Across Europe, those organisations using psychometric tests for only a few
appointments, if at all, outnumber frequent users by at least two to one. Large
employers are only slightly more likely to use tests than smaller ones.

During
the last decade there has been a proliferation of new psychometric tests. Even
if good practice recommendations would frown on over-reliance on psychometric
testing in selection, psychometric testing in combination with other selection
methods has been shown to have greater validity as a selection tool than a
reliance on more conventional approaches.

Where
knowledge becomes rapidly outdated and competitive advantage depends on the
ability to innovate and communicate, being able to select people with the right
attributes – rather than the right skills – becomes more important. Yet
barriers to the widespread use of tests remain.

Germany
leads in the resistance against testing. Nine out of 10 employers never or
rarely make use of psychometric testing.
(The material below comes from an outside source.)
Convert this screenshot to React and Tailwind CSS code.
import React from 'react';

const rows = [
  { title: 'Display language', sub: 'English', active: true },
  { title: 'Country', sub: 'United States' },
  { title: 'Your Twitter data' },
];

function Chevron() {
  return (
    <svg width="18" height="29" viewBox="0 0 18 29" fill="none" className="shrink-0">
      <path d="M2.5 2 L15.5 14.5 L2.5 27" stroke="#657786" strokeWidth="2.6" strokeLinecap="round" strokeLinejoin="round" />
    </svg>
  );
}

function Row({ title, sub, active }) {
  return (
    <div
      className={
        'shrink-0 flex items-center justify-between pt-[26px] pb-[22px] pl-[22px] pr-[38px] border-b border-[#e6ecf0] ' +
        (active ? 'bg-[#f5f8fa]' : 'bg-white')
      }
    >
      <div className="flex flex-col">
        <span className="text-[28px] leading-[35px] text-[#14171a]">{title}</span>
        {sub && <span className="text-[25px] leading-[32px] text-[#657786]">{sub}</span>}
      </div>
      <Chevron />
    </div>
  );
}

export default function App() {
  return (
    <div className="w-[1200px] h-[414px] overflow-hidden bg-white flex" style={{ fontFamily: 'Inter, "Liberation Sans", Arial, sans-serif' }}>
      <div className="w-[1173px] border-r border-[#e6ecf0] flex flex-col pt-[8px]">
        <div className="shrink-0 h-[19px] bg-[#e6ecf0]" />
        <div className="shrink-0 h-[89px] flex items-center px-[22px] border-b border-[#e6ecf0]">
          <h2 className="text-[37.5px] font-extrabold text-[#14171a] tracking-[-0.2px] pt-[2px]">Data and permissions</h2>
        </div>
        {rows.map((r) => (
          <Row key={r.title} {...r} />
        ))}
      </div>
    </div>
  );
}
Part of the explanation lies in the
German employment statute which allows job applicants to challenge test results
in court. More importantly, it reflects high levels of suspicion towards
testing. Particularly at more senior appointment levels, many applicants feel
that such techniques simply are not appropriate or legitimate. Attitudes seem
to have softened during the past few years.

But
one country runs against the general trend – Spain. Here, most organisations
use psychometric testing. This might reflect the rapid modernisation of the
Spanish economy since the death of Franco in the late 1970s.